I like that take on things. While I have no premonition about which side of the "activity/inactivity" line the Court will fall here, I don't think the line itself can have much more success than any of it predecessors. First, it has a "one-trick pony" kind of feel to it. How many other inactivity cases are we likely to see? And second, it has just about as little bearing as its predecessors on the constitutional/structural function of the commerce clause--which, IMO, is to allow a transcendent authority to step in and resolve economic problems the states can't (or are ill-equipped) to take on. I.e., race-to-the-bottom, protectionism, etc... To my mind, Lopez comes closest to addressing this *structural* meaning of commerce among the several states. Again, whether "activity/inactivity" says anything useful at all about this is, I think, dubious...

Posted by: Ian Bartrum | Dec 15, 2011 5:34:52 PM

Hi Michael -- for me, a big "story" in the first-year Con Law class is the Court's effort to find judicially administrable lines and limits, with respect to both the enumerated powers of Congress and the reserved powers of the states: "manufacturing" v. "commerce" doesn't work (we were told); "direct" v. "indirect" doesn't work; etc., etc. So, the Court gives up (Wickard) . . . for a while (Lopez) . . . but then (seems to) give up again (Raich), settling for some symbolic affirmations of the importance of the Constitution's structural features and of the non-infinity principle. In the ACA litigation, it seems to me, the Court is confronting another proposed line: "activity" (can be regulated) v. "inactivity" (cannot be). Will this proposed judicially-enforceable line fare any better? Stay tuned!

Posted by: Rick Garnett | Dec 15, 2011 4:32:10 PM

Michael, I hope you don't mind my asking, but would you email me the edited version of the case? I've been planning on doing something similar this year, and I'd love to see your version of the 11th Circuit opinion. Thank you! Paul

Posted by: Paul Horwitz | Dec 15, 2011 3:12:23 PM

I plan to do something similar (though I really like the idea of adding cert petitions into the mix), but I'm not going to begin the mini-case study until after we've talked about the Commerce Clause and 10th Amendment. That means we'll first focus on the ACA three weeks into the semester. Part of my reasoning for delaying it until then is for the reason that Howard mentions. While I expect them to often turn to policy/ideology in their arguments, I want to be able to remind them of the constitutional principles at stake and I think it's only fair to do that once they've learned about them.

We'll then follow the ACA legal debate as we cover other topics within the structure of the course.

Posted by: Michael Teter | Dec 15, 2011 1:02:00 PM

That's a fair concern to raise, Howard, but I'm not sure if the difficulties will be any greater than with some of the other standard Con Law cases, e.g., Roe and Lawrence.

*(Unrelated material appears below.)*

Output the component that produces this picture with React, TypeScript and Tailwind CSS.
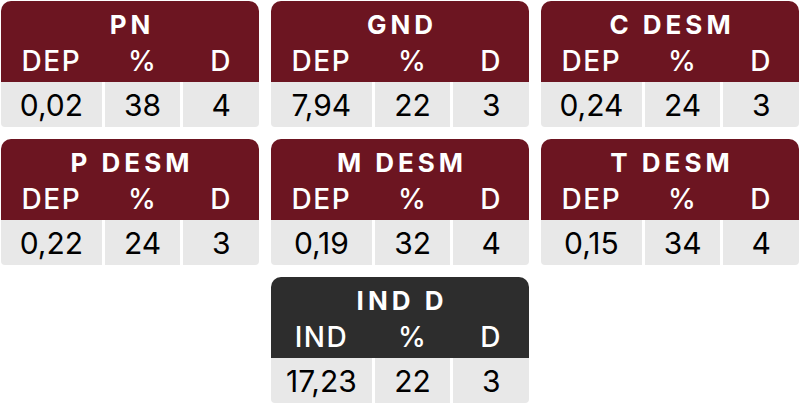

Posted by: Michael O'Hear | Dec 15, 2011 10:54:23 AM

I don't teach Con Law, but I think this is a great idea (even if I don't see how this will help the students know what form to file to do a merger the day after they graduate law school :-)). But I would be very wary of students not doing the reading and falling back on their policy preferences and what they know from cable news, without bringing to bear what they are supposed to be learning. How do you control the conversation when a student starts making passionate arguments that are (obviously) not grounded in what they're supposed to be doing and getting from class.